Tax Amnesty Jilid III Tuai Kritik, Pengemplang Pajak Orang Kaya Bisa Meningkat
Pemerintah dan DPR berencana melaksanakan program Tax Amnesty jilid III yang masuk dalam Prolegnas RUU Prioritas 2025, namun ekonom khawatir kebijakan ini dapat menurunkan kepatuhan pajak.
Pemerintah dan Dewan Perwakilan Rakyat (DPR) akan melaksanakan program pengampunan atau tax amnesty jilid III. Rencana itu terungkap dari hasil rapat Panja Program Legislasi Nasional RUU Prioritas yang digelar Baleg DPR, pada Senin (18/11).
Berdasakan hasil rapat tersebut, program pengampunan pajak ini ternyata masuk daftar draft usulan Prolegnas RUU Prioritas 2025. Namun rencana pengampunan pajak tersebut dikritik sejumlah ekonom karena bisa meningkatkan jumlah pengemplang pajak dari orang kaya dan korporasi besar.
Direktur Eksekutif Center Of Economic And Law Studies (Celios), Bhima Yudhistira, menilai kebijakan tax amnesty jilid III bisa menjadi keputusan yang ceroboh jika pemerintah menargetkan peningkatan penerimaan pajak.
“Rasio pajak sudah terbukti tidak naik setelah tax amnesty jilid I dan II. Apa pengaruhnya tax amnesty? Jelas tidak ada,” kata Bhima kepada Katadata.co.id, Selasa (19/11).
Menurut Bhima, justru pengampunan pajak yang terlalu sering dilakukan bisa membuat kepatuhan pajak orang kaya dan korporasi kakap justru turun. Hal itu membuat pengemplang pajak berasumsi setelah tax amnesty III akan ada program serupa.
“Ini moral hazard-nya besar sekali. Bukannya mengejar kepatuhan pajak dan pencocokan data aset dari hasil sebelumnya, ini malah membuat tax amnesty jilid III,” ujar Bhima.
Padahal, pengusaha sudah menikmati tarif pajak penghasilan atau PPh badan yang terus menurun. Belum lagi, pada tahun depan tarif PPh badan dari 22% akan turun ke 20%.

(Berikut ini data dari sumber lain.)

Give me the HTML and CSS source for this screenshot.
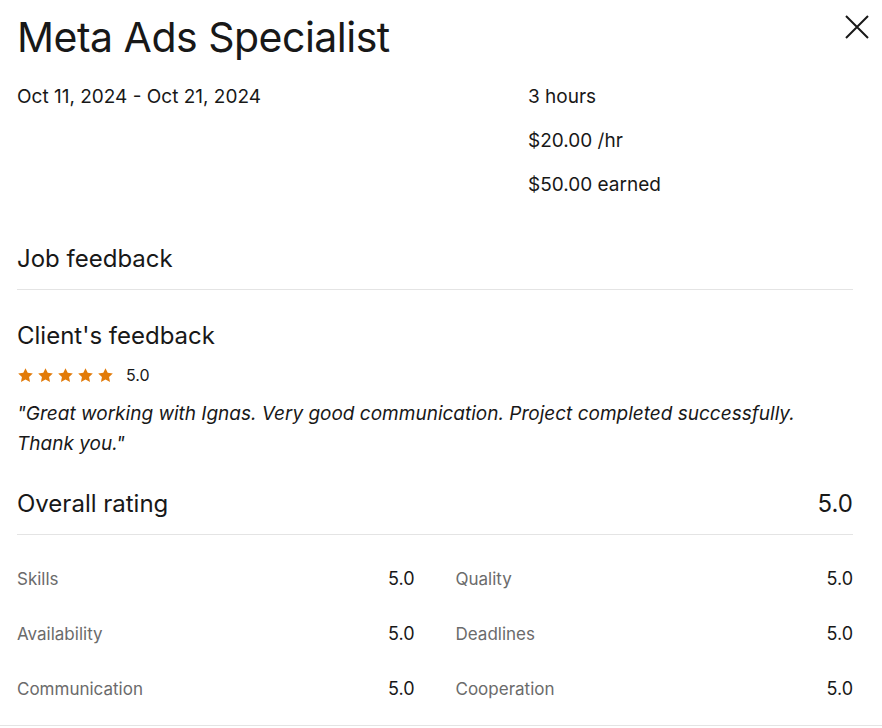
FILE: index.html
```html
<!DOCTYPE html>
<html lang="en">
<head>
<meta charset="utf-8">
<title>Meta Ads Specialist</title>
<link rel="stylesheet" href="styles.css">
</head>
<body>
<div class="content">
  <header class="header">
    <h1 class="title">Meta Ads Specialist</h1>
    <button class="close" aria-label="Close">
      <svg width="24" height="24" viewBox="0 0 24 24" fill="none" stroke="#181818" stroke-width="2" stroke-linecap="butt">
        <path d="M1 1L23 23M23 1L1 23"/>
      </svg>
    </button>
  </header>

  <div class="meta">
    <div class="meta-left">
      <div class="meta-line">Oct 11, 2024 - Oct 21, 2024</div>
    </div>
    <div class="meta-right">
      <div class="meta-line">3 hours</div>
      <div class="meta-line">$20.00 /hr</div>
      <div class="meta-line">$50.00 earned</div>
    </div>
  </div>

  <h2 class="section-title">Job feedback</h2>

  <h3 class="sub-title">Client's feedback</h3>
  <div class="stars-row">
    <div class="stars">
      <svg class="star" viewBox="0 0 24 24"><path d="M12 1.6l3.1 6.6 7.2.9-5.3 5 1.4 7.2L12 17.8l-6.4 3.5 1.4-7.2-5.3-5 7.2-.9z"/></svg>
      <svg class="star" viewBox="0 0 24 24"><path d="M12 1.6l3.1 6.6 7.2.9-5.3 5 1.4 7.2L12 17.8l-6.4 3.5 1.4-7.2-5.3-5 7.2-.9z"/></svg>
      <svg class="star" viewBox="0 0 24 24"><path d="M12 1.6l3.1 6.6 7.2.9-5.3 5 1.4 7.2L12 17.8l-6.4 3.5 1.4-7.2-5.3-5 7.2-.9z"/></svg>
      <svg class="star" viewBox="0 0 24 24"><path d="M12 1.6l3.1 6.6 7.2.9-5.3 5 1.4 7.2L12 17.8l-6.4 3.5 1.4-7.2-5.3-5 7.2-.9z"/></svg>
      <svg class="star" viewBox="0 0 24 24"><path d="M12 1.6l3.1 6.6 7.2.9-5.3 5 1.4 7.2L12 17.8l-6.4 3.5 1.4-7.2-5.3-5 7.2-.9z"/></svg>
    </div>
    <span class="stars-score">5.0</span>
  </div>
  <p class="quote">"Great working with Ignas. Very good communication. Project completed successfully. Thank you."</p>

  <div class="overall">
    <span class="overall-label">Overall rating</span>
    <span class="overall-score">5.0</span>
  </div>

  <div class="ratings">
    <div class="rating"><span class="rating-label">Skills</span><span class="rating-value">5.0</span></div>
    <div class="rating"><span class="rating-label">Quality</span><span class="rating-value">5.0</span></div>
    <div class="rating"><span class="rating-label">Availability</span><span class="rating-value">5.0</span></div>
    <div class="rating"><span class="rating-label">Deadlines</span><span class="rating-value">5.0</span></div>
    <div class="rating"><span class="rating-label">Communication</span><span class="rating-value">5.0</span></div>
    <div class="rating"><span class="rating-label">Cooperation</span><span class="rating-value">5.0</span></div>
  </div>
</div>
<div class="rule"></div>
</body>
</html>
```

FILE: styles.css
```css
* { box-sizing: border-box; }

html, body {
  margin: 0;
  padding: 0;
  background: #ffffff;
}

body {
  font-family: Inter, "Liberation Sans", Arial, sans-serif;
  color: #181818;
  font-size: 19px;
}

.content {
  padding: 0 29px 0 17px;
}

.header {
  display: flex;
  justify-content: space-between;
  align-items: flex-start;
  height: 75px;
}

.title {
  margin: 0;
  font-size: 41px;
  font-weight: 400;
  line-height: 75px;
  letter-spacing: -0.5px;
}

.close {
  margin: 15px -16px 0 0;
  padding: 0;
  border: 0;
  background: none;
  width: 24px;
  height: 24px;
  display: block;
  cursor: pointer;
}

.close svg { display: block; }

.meta {
  display: grid;
  grid-template-columns: 511px 1fr;
}

.meta-line {
  line-height: 44px;
  font-size: 19px;
}

.section-title {
  margin: 32px 0 0;
  font-size: 24px;
  font-weight: 400;
  line-height: 40px;
  padding-bottom: 10px;
  border-bottom: 1px solid #e4e4e4;
}

.sub-title {
  margin: 26px 0 0;
  font-size: 24px;
  font-weight: 400;
  line-height: 40px;
}

.stars-row {
  margin-top: 7px;
  display: flex;
  align-items: center;
  height: 24px;
}

.stars {
  display: flex;
  gap: 3px;
}

.star {
  width: 17px;
  height: 17px;
  fill: #e27b09;
  display: block;
}

.stars-score {
  margin-left: 12px;
  font-size: 16px;
}

.quote {
  margin: 12px 0 0;
  font-style: italic;
  font-size: 19px;
  line-height: 30px;
  padding-right: 40px;
}

.overall {
  margin-top: 25px;
  display: flex;
  justify-content: space-between;
  font-size: 24px;
  line-height: 40px;
  padding-bottom: 10px;
  border-bottom: 1px solid #e4e4e4;
}

.ratings {
  display: grid;
  grid-template-columns: 1fr 1fr;
  column-gap: 41px;
  padding: 16px 0 9px;
}

.rating {
  display: flex;
  justify-content: space-between;
  align-items: center;
  height: 55px;
}

.rating-label {
  color: #6b6b6b;
  font-size: 17px;
}

.rating-value {
  font-size: 18px;
}

.rule {
  border-top: 1px solid #e4e4e4;
}
```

Di sisi lain, kenaikan tarif pajak pertambahan nilai (PPN) menjadi 12% juga akan menciptakan pelemahan daya beli kelas menengah ke bawah, pelaku usaha juga terpukul.
Tak hanya itu, Bhima juga melihat dampak kenaikan PPN ini bisa menyebabkan pemutusan hubungan kerja (PHK) secara massal baik, di sektor ritel dan industri pengolahan. “Di mana letak keadilan pajaknya?” kata Bhima.
Mengincar Wajib Pajak di Luar Negeri
Sebelum menjadi Prolegnas Prioritas, usulan tax amnesty jilid III perlu disepakati dulu oleh pemerintah. Sebab, Prolegnas perlu disepakati bersama antara DPR dengan pemerintah.
Pengamat Perpajakan Ronny Bako menyoroti substansi dari target pengampunan pajak juga penting diputuskan. “Cuma sekarang yang harus diperhatikan itu bagian pengampunan pajak. Karena satu sisi kan sudah ada rencana pemerintah tetapkan Core Tax,” kata Ronny.
Core Tax Administration System atau Core Tax yang tengah disiapkan pemerintah untuk membenahi basis data perpajakan. Rencananya, Sistem Inti Administrasi Perpajakan (SIAP) ini akan meluncur pada 2025.
Menurut Ronny, penerapan Coretax bersamaan dengan tax amnesty justru tidak sejalan. “Dengan adanya Coretax ini, pemerintah bisa mengetahui apa saja transaksi oleh orang dari sistem Coretax. Jadi sistem Coretax ini tidak perlu ada pengampunan pajak seharusnya,” ujar Ronny.
Melalui sistem Coretax, pemerintah bisa mengetahui potensi pajak termasuk dari underground economy. Ini merupakan kegiatan ekonomi ini mencakup aktivitas ilegal maupun informal yang tidak tercatat dalam produk domestik bruto (PDB) seperti judi daring, tambang ilegal, penangkapan ikan ilegal, hingga bisnis tanpa cukai
Ronny menyarankan, agar pengampunan pajak bisa dilakukan terhadap individu yang memiliki aset di luar negeri. Sebab, sistem Coretex tidak bisa menjangkau aktivitas ekonomi seseorang yang ada di luar negeri.
“Yang belum bisa diketahui dari wajib pajak yang punya aset dan menaruh uang di luar negeri, atau dia punya perusahaan di luar negeri. Itu mungkin yang bisa diampuni dan datanya akhirnya masuk,” kata Ronny.